- [Data shown]:
━━━━━━━━━━━━━━━━━━━━
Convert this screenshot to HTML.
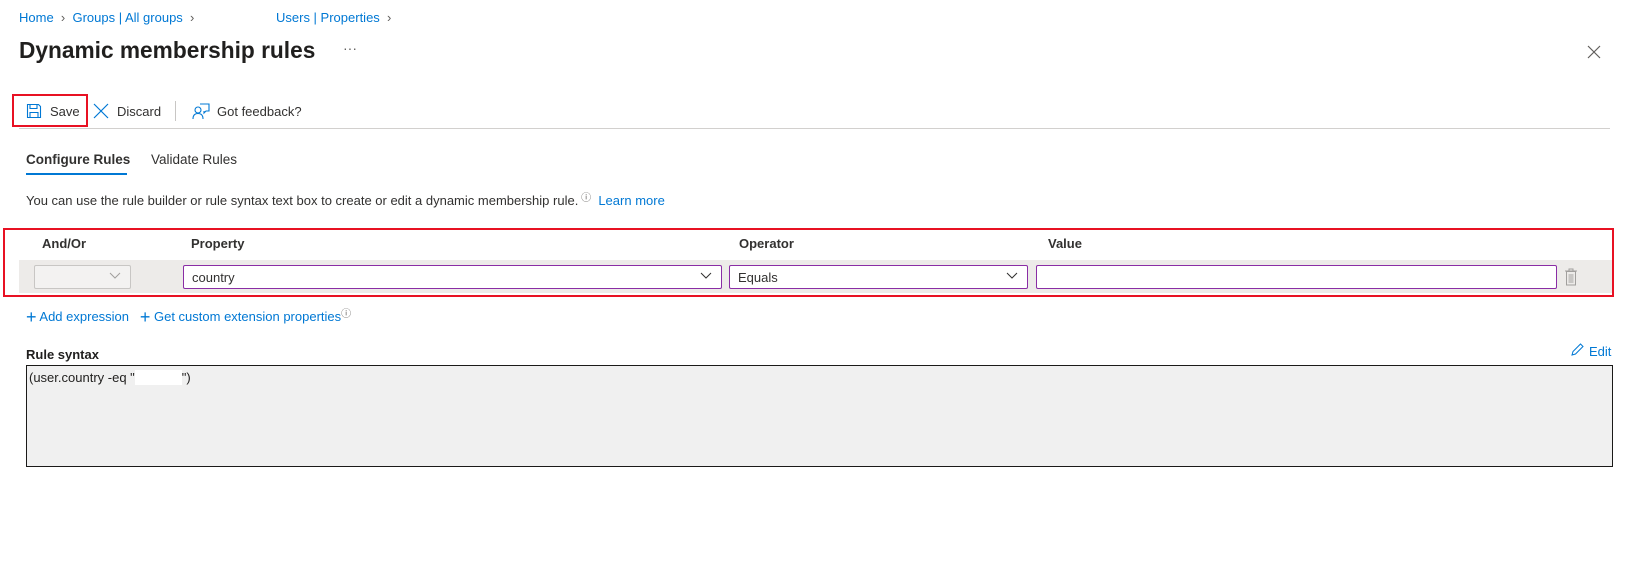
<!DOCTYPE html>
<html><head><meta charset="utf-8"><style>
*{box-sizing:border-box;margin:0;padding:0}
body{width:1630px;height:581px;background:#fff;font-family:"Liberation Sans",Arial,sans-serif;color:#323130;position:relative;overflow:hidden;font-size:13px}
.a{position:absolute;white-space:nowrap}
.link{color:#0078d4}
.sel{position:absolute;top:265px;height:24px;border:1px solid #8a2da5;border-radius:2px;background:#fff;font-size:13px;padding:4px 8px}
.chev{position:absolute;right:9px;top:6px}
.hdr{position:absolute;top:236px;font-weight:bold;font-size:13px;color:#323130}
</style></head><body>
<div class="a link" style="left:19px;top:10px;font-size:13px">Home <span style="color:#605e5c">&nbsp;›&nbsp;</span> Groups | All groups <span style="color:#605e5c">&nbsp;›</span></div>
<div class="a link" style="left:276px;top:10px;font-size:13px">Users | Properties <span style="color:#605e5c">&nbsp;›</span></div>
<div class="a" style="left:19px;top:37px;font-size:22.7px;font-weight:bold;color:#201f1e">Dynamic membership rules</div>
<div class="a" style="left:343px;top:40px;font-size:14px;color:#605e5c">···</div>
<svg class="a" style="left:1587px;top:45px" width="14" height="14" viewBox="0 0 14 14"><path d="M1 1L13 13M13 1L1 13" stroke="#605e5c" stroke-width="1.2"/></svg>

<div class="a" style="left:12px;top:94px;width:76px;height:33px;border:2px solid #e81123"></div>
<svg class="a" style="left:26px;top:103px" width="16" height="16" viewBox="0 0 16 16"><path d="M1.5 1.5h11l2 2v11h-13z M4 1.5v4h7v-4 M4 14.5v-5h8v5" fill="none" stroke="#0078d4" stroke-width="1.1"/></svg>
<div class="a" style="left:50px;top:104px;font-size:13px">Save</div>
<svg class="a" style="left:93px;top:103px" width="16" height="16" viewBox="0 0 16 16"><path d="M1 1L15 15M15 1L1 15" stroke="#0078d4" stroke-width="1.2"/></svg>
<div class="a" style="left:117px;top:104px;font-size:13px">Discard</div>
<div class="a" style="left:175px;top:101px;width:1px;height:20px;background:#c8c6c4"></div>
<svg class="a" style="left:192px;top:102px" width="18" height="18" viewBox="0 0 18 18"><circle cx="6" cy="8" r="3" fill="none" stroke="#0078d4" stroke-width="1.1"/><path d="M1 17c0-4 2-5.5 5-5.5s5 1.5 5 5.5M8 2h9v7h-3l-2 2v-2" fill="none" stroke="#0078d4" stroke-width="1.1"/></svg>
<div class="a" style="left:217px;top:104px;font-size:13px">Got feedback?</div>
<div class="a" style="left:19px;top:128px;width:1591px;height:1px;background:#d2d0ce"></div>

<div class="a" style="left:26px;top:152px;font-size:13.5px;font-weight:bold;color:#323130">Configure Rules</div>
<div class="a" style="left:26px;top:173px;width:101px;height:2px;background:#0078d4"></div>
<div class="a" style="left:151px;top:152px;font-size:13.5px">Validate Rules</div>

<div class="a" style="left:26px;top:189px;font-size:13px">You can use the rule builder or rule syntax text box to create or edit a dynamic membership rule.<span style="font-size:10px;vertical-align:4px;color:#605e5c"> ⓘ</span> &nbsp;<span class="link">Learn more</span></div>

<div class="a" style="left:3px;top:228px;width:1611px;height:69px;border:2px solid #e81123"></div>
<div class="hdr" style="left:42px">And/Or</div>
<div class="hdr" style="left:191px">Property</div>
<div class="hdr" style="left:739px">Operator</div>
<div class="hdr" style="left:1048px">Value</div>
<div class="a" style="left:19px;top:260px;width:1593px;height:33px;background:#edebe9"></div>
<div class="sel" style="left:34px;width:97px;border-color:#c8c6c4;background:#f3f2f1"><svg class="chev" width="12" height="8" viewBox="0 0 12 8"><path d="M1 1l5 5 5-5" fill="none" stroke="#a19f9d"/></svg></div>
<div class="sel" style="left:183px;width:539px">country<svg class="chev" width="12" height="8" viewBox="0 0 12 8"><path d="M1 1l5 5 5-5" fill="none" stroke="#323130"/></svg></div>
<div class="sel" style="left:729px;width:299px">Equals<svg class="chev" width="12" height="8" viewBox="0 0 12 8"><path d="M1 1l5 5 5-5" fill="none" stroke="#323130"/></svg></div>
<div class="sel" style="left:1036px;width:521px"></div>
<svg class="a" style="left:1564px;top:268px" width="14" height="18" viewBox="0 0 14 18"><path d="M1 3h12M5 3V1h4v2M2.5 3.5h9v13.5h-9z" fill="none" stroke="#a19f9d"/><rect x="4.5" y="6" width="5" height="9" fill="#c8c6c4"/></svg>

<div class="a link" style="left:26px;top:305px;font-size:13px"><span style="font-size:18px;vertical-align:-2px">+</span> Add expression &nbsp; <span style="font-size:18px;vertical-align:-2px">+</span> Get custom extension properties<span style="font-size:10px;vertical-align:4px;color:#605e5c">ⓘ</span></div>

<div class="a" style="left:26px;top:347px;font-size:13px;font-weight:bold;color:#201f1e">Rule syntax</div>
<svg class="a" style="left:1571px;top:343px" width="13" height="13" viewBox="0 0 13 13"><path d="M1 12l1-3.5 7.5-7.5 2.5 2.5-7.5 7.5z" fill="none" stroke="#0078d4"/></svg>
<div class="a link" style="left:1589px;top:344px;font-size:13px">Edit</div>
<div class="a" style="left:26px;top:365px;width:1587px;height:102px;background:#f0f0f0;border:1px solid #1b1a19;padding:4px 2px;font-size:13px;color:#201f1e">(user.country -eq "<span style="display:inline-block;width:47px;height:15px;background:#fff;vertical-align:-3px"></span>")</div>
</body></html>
━━━━━━━━━━━━━━━━━━━━
Set down the material above as is, without any pictures.

- [Task result]:
Convert this screenshot to HTML.
<!DOCTYPE html>
<html><head><meta charset="utf-8"><style>
*{box-sizing:border-box;margin:0;padding:0}
body{width:1630px;height:581px;background:#fff;font-family:"Liberation Sans",Arial,sans-serif;color:#323130;position:relative;overflow:hidden;font-size:13px}
.a{position:absolute;white-space:nowrap}
.link{color:#0078d4}
.sel{position:absolute;top:265px;height:24px;border:1px solid #8a2da5;border-radius:2px;background:#fff;font-size:13px;padding:4px 8px}
.chev{position:absolute;right:9px;top:6px}
.hdr{position:absolute;top:236px;font-weight:bold;font-size:13px;color:#323130}
</style></head><body>
<div class="a link" style="left:19px;top:10px;font-size:13px">Home <span style="color:#605e5c">&nbsp;›&nbsp;</span> Groups | All groups <span style="color:#605e5c">&nbsp;›</span></div>
<div class="a link" style="left:276px;top:10px;font-size:13px">Users | Properties <span style="color:#605e5c">&nbsp;›</span></div>
<div class="a" style="left:19px;top:37px;font-size:22.7px;font-weight:bold;color:#201f1e">Dynamic membership rules</div>
<div class="a" style="left:343px;top:40px;font-size:14px;color:#605e5c">···</div>
<svg class="a" style="left:1587px;top:45px" width="14" height="14" viewBox="0 0 14 14"><path d="M1 1L13 13M13 1L1 13" stroke="#605e5c" stroke-width="1.2"/></svg>

<div class="a" style="left:12px;top:94px;width:76px;height:33px;border:2px solid #e81123"></div>
<svg class="a" style="left:26px;top:103px" width="16" height="16" viewBox="0 0 16 16"><path d="M1.5 1.5h11l2 2v11h-13z M4 1.5v4h7v-4 M4 14.5v-5h8v5" fill="none" stroke="#0078d4" stroke-width="1.1"/></svg>
<div class="a" style="left:50px;top:104px;font-size:13px">Save</div>
<svg class="a" style="left:93px;top:103px" width="16" height="16" viewBox="0 0 16 16"><path d="M1 1L15 15M15 1L1 15" stroke="#0078d4" stroke-width="1.2"/></svg>
<div class="a" style="left:117px;top:104px;font-size:13px">Discard</div>
<div class="a" style="left:175px;top:101px;width:1px;height:20px;background:#c8c6c4"></div>
<svg class="a" style="left:192px;top:102px" width="18" height="18" viewBox="0 0 18 18"><circle cx="6" cy="8" r="3" fill="none" stroke="#0078d4" stroke-width="1.1"/><path d="M1 17c0-4 2-5.5 5-5.5s5 1.5 5 5.5M8 2h9v7h-3l-2 2v-2" fill="none" stroke="#0078d4" stroke-width="1.1"/></svg>
<div class="a" style="left:217px;top:104px;font-size:13px">Got feedback?</div>
<div class="a" style="left:19px;top:128px;width:1591px;height:1px;background:#d2d0ce"></div>

<div class="a" style="left:26px;top:152px;font-size:13.5px;font-weight:bold;color:#323130">Configure Rules</div>
<div class="a" style="left:26px;top:173px;width:101px;height:2px;background:#0078d4"></div>
<div class="a" style="left:151px;top:152px;font-size:13.5px">Validate Rules</div>

<div class="a" style="left:26px;top:189px;font-size:13px">You can use the rule builder or rule syntax text box to create or edit a dynamic membership rule.<span style="font-size:10px;vertical-align:4px;color:#605e5c"> ⓘ</span> &nbsp;<span class="link">Learn more</span></div>

<div class="a" style="left:3px;top:228px;width:1611px;height:69px;border:2px solid #e81123"></div>
<div class="hdr" style="left:42px">And/Or</div>
<div class="hdr" style="left:191px">Property</div>
<div class="hdr" style="left:739px">Operator</div>
<div class="hdr" style="left:1048px">Value</div>
<div class="a" style="left:19px;top:260px;width:1593px;height:33px;background:#edebe9"></div>
<div class="sel" style="left:34px;width:97px;border-color:#c8c6c4;background:#f3f2f1"><svg class="chev" width="12" height="8" viewBox="0 0 12 8"><path d="M1 1l5 5 5-5" fill="none" stroke="#a19f9d"/></svg></div>
<div class="sel" style="left:183px;width:539px">country<svg class="chev" width="12" height="8" viewBox="0 0 12 8"><path d="M1 1l5 5 5-5" fill="none" stroke="#323130"/></svg></div>
<div class="sel" style="left:729px;width:299px">Equals<svg class="chev" width="12" height="8" viewBox="0 0 12 8"><path d="M1 1l5 5 5-5" fill="none" stroke="#323130"/></svg></div>
<div class="sel" style="left:1036px;width:521px"></div>
<svg class="a" style="left:1564px;top:268px" width="14" height="18" viewBox="0 0 14 18"><path d="M1 3h12M5 3V1h4v2M2.5 3.5h9v13.5h-9z" fill="none" stroke="#a19f9d"/><rect x="4.5" y="6" width="5" height="9" fill="#c8c6c4"/></svg>

<div class="a link" style="left:26px;top:305px;font-size:13px"><span style="font-size:18px;vertical-align:-2px">+</span> Add expression &nbsp; <span style="font-size:18px;vertical-align:-2px">+</span> Get custom extension properties<span style="font-size:10px;vertical-align:4px;color:#605e5c">ⓘ</span></div>

<div class="a" style="left:26px;top:347px;font-size:13px;font-weight:bold;color:#201f1e">Rule syntax</div>
<svg class="a" style="left:1571px;top:343px" width="13" height="13" viewBox="0 0 13 13"><path d="M1 12l1-3.5 7.5-7.5 2.5 2.5-7.5 7.5z" fill="none" stroke="#0078d4"/></svg>
<div class="a link" style="left:1589px;top:344px;font-size:13px">Edit</div>
<div class="a" style="left:26px;top:365px;width:1587px;height:102px;background:#f0f0f0;border:1px solid #1b1a19;padding:4px 2px;font-size:13px;color:#201f1e">(user.country -eq "<span style="display:inline-block;width:47px;height:15px;background:#fff;vertical-align:-3px"></span>")</div>
</body></html>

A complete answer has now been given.